>> START Input material

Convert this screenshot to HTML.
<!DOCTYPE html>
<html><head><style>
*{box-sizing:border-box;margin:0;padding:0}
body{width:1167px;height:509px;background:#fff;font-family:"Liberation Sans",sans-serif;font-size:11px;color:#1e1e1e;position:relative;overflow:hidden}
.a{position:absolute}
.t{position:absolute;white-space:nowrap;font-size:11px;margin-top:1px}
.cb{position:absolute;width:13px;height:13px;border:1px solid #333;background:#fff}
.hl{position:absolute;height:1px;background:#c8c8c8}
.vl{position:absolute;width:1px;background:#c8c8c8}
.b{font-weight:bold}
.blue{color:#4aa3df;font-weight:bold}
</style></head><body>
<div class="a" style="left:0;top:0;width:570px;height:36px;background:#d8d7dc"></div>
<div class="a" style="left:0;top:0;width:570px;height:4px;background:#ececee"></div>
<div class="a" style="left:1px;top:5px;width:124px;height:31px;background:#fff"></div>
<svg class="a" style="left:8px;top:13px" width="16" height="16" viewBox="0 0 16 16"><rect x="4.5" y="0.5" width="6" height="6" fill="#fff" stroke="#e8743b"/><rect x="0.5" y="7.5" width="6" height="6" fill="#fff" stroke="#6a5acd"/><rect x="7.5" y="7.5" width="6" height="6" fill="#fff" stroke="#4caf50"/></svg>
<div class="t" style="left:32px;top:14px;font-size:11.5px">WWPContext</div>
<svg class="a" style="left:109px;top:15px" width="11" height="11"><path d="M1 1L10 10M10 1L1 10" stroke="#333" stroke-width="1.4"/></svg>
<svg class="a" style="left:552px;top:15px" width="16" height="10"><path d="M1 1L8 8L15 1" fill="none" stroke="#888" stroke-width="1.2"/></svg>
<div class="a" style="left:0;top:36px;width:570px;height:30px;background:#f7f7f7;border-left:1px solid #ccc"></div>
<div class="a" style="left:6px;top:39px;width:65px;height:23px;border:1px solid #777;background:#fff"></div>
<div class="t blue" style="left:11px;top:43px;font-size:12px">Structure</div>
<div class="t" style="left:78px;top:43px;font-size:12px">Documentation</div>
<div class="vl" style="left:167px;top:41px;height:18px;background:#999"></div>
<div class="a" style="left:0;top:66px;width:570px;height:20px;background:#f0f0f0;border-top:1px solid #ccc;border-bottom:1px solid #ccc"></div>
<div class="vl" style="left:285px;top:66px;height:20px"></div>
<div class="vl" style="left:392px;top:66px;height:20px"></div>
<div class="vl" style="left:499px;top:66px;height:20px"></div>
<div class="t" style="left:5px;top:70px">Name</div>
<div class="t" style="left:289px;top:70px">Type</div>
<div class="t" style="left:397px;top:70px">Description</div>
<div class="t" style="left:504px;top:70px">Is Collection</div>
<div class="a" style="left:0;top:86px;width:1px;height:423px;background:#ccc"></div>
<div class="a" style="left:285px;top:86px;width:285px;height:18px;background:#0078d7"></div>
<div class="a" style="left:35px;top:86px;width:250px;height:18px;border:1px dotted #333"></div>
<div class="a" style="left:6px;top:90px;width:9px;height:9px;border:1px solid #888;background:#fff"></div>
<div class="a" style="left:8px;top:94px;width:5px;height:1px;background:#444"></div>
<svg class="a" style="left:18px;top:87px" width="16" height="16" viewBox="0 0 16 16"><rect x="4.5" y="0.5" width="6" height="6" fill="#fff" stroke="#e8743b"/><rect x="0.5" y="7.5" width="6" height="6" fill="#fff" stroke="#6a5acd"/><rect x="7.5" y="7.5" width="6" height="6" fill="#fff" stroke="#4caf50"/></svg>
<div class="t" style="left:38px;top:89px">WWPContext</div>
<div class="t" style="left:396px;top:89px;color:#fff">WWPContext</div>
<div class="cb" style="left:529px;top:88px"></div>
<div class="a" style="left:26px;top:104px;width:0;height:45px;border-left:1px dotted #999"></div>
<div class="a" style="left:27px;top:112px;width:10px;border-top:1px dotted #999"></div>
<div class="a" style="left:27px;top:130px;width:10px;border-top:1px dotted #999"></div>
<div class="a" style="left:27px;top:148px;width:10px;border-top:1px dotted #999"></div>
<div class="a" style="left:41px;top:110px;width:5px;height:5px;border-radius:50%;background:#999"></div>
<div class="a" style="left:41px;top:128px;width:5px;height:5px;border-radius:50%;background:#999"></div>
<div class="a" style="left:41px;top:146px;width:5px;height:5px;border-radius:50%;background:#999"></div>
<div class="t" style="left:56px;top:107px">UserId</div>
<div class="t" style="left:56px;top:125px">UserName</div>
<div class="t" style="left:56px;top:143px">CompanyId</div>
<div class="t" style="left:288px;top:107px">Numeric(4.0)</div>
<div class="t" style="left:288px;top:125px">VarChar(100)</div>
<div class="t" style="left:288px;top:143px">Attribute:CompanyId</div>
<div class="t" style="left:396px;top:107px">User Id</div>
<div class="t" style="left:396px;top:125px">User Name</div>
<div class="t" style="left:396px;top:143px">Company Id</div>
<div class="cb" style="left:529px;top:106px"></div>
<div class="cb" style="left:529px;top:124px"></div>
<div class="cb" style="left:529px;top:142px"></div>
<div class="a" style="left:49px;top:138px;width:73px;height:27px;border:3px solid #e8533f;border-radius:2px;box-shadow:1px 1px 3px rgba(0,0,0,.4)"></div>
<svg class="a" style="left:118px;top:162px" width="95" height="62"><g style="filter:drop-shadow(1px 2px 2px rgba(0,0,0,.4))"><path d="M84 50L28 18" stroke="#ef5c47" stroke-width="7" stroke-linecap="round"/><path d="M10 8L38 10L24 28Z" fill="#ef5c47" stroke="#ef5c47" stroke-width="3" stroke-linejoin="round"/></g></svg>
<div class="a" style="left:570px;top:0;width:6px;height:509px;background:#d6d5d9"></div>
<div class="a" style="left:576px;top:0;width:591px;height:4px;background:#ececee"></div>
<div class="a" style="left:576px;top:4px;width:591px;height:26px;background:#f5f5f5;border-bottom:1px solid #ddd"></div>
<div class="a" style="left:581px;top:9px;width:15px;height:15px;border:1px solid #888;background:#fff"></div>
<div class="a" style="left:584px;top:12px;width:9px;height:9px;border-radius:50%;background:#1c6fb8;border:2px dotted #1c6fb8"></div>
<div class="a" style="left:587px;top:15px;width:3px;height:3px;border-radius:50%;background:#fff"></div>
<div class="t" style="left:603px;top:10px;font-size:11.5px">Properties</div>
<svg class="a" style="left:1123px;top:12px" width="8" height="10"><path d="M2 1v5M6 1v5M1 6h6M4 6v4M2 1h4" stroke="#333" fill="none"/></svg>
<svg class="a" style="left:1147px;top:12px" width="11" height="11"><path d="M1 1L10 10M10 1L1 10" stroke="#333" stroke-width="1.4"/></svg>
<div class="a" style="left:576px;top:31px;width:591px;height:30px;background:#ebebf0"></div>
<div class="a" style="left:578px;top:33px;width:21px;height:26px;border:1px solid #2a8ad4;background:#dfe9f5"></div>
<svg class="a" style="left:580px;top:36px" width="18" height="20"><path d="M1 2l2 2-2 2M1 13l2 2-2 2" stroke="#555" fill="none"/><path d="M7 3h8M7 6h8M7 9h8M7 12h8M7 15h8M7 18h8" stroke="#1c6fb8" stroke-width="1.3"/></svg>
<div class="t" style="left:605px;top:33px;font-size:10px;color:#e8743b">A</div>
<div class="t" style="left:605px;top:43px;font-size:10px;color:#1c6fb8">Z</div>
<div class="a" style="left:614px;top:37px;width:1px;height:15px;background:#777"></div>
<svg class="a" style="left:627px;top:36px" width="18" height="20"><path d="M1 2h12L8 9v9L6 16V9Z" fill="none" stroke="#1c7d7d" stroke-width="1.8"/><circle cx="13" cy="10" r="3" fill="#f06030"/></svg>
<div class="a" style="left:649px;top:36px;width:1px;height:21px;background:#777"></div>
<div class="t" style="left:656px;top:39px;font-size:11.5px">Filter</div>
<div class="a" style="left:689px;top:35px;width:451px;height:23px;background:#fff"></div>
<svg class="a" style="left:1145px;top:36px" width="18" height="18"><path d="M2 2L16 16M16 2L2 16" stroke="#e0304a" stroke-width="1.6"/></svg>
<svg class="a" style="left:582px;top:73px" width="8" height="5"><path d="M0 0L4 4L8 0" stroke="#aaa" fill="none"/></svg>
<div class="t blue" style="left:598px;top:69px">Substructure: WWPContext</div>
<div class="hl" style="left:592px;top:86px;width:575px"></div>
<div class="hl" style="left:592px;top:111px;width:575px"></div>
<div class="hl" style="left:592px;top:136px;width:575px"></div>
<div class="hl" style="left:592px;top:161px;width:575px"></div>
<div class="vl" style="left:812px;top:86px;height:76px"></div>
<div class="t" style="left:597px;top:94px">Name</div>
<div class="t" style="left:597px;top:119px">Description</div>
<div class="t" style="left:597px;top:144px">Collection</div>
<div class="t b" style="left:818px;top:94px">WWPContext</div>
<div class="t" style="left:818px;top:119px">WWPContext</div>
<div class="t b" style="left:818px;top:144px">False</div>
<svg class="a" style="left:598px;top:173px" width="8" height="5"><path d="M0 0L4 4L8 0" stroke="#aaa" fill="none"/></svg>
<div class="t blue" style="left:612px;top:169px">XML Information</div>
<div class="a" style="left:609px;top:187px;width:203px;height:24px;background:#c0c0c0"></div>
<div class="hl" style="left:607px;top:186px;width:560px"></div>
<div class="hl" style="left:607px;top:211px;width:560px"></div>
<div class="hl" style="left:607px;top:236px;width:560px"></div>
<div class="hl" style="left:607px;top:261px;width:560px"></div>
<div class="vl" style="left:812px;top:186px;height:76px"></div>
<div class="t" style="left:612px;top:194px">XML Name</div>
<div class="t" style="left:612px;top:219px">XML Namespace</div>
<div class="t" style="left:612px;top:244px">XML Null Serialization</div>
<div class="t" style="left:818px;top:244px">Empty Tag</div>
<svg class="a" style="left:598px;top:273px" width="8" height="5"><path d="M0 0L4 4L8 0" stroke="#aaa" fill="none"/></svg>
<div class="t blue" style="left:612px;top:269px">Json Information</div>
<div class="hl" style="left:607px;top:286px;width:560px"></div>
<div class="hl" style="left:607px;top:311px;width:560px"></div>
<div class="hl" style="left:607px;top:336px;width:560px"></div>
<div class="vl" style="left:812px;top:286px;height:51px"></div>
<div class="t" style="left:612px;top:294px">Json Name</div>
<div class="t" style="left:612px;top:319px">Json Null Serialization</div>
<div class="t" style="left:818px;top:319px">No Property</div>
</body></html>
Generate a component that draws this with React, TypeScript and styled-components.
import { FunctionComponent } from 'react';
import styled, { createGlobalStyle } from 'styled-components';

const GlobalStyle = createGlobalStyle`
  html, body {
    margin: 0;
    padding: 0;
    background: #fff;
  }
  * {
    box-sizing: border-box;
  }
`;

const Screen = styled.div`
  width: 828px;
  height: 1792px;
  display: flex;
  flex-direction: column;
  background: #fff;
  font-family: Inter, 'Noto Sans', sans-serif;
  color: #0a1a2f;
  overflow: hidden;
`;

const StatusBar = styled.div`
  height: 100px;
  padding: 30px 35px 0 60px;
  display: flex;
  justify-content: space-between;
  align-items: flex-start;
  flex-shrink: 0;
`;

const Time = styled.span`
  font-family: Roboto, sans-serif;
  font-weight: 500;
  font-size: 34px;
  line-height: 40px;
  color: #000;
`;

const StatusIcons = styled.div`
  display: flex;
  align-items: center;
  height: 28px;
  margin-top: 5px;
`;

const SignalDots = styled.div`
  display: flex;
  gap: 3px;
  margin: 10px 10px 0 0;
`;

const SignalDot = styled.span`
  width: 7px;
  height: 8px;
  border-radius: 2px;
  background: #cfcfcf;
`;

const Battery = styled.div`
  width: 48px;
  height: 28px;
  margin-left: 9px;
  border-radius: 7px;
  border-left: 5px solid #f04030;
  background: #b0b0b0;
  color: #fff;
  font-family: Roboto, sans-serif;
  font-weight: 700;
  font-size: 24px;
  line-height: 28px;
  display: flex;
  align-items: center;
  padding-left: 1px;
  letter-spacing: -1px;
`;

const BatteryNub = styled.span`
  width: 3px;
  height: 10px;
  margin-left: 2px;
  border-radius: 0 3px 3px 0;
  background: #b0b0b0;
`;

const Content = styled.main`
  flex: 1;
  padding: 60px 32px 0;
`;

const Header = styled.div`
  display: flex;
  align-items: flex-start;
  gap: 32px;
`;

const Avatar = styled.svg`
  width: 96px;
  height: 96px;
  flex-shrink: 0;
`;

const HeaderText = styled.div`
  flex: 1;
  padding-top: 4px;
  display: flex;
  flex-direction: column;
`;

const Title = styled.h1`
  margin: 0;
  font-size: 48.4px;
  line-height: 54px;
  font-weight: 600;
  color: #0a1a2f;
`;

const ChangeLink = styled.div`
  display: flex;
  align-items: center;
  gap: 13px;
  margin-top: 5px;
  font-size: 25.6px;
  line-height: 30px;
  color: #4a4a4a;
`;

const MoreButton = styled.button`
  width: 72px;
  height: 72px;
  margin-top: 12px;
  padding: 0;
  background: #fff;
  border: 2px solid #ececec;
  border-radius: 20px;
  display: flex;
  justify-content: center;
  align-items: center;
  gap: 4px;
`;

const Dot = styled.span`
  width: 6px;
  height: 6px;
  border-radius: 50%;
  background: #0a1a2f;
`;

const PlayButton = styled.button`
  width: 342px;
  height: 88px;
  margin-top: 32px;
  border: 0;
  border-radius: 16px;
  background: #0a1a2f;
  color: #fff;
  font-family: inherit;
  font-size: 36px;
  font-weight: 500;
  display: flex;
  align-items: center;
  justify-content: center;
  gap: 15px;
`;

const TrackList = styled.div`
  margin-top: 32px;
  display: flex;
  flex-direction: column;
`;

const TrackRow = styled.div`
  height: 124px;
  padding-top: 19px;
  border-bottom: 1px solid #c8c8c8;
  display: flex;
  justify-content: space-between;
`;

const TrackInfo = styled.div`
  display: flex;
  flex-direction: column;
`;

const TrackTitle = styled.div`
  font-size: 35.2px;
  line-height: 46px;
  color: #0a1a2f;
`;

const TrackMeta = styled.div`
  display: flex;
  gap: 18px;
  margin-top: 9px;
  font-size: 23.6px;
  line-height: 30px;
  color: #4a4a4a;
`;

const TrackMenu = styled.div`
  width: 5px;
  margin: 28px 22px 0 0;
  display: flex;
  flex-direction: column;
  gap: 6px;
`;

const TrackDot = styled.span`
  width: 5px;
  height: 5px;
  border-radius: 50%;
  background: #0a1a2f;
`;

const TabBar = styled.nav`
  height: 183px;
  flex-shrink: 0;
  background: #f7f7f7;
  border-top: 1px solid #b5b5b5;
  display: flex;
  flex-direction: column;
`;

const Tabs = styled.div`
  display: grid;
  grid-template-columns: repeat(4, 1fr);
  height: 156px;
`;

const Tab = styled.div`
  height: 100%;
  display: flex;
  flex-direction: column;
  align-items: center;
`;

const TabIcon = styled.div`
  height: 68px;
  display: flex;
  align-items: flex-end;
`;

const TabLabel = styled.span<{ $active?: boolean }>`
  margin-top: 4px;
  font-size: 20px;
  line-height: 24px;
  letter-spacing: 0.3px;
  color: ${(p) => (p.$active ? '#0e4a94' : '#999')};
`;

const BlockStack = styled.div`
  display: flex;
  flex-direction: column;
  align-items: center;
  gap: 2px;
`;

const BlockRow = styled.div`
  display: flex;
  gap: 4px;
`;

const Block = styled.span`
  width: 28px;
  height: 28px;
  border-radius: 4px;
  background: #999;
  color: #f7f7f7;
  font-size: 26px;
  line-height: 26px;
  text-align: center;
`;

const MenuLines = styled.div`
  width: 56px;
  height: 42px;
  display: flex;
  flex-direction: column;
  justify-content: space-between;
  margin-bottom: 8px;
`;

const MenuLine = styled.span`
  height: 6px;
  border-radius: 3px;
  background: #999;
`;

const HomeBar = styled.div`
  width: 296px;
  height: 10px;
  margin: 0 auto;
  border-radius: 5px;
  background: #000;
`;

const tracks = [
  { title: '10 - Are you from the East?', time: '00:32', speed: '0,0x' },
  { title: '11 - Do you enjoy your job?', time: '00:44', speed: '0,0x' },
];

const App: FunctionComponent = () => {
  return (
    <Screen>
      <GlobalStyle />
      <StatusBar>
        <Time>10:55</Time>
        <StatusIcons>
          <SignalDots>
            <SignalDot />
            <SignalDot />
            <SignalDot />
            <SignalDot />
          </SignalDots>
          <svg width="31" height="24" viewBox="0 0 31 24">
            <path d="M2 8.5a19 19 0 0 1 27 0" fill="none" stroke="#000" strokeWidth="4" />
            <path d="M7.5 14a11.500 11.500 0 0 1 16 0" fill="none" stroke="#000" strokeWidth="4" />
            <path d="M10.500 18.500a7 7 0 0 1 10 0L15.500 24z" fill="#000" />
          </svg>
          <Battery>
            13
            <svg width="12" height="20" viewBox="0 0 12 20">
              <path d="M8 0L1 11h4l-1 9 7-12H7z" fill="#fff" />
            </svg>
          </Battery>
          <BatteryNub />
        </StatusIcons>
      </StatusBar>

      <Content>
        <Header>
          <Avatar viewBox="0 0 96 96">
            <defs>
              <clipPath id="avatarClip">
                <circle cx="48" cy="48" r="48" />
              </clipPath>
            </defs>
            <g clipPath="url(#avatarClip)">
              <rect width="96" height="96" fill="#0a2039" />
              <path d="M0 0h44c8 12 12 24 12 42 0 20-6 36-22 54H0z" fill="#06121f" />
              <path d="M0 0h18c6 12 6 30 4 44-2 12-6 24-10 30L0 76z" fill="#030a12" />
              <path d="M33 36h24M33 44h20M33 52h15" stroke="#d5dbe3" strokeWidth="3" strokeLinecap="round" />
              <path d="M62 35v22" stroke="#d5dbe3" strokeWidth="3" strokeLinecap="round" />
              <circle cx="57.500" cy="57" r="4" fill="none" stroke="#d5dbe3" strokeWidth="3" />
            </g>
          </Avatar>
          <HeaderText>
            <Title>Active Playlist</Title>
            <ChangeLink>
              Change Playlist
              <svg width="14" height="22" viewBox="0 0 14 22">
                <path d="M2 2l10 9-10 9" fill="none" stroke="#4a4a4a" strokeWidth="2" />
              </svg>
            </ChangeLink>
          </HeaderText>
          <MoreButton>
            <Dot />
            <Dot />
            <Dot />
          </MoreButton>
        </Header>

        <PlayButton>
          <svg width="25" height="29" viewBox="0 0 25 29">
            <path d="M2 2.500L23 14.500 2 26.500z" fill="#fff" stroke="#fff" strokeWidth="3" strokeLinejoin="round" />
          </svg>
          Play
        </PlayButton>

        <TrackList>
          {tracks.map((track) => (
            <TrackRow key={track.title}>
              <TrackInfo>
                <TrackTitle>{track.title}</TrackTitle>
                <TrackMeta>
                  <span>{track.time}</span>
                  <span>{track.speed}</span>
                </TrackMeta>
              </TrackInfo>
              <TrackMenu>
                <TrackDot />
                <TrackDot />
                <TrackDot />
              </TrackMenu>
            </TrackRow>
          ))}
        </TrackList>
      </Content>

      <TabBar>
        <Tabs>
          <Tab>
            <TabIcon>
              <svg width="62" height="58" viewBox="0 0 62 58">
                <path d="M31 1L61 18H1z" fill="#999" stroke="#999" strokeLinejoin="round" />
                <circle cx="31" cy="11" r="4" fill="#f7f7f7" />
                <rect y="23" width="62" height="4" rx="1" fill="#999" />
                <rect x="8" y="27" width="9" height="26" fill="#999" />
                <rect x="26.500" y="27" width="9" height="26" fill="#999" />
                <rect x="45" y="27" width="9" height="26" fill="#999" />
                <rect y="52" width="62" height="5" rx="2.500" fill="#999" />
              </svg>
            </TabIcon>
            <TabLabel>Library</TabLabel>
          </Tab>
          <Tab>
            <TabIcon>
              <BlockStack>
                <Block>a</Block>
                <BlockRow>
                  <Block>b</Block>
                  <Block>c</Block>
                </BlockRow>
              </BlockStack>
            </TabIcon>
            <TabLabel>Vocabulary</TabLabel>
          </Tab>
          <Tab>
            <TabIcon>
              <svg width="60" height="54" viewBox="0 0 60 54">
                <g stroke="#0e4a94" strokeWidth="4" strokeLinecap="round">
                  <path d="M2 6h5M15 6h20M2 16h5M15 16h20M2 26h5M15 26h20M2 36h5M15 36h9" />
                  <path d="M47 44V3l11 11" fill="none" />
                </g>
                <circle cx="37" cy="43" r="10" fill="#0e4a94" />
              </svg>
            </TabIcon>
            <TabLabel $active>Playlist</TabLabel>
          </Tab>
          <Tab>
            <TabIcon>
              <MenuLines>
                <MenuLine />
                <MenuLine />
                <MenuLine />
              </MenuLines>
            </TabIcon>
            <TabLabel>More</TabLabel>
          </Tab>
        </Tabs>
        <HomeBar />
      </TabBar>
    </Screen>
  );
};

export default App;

>> END Input material

Requirement: Read the data above and pull out each line that holds the string "components".

Answer for this exercise:
Generate a component that draws this with React, TypeScript and styled-components.
import styled, { createGlobalStyle } from 'styled-components';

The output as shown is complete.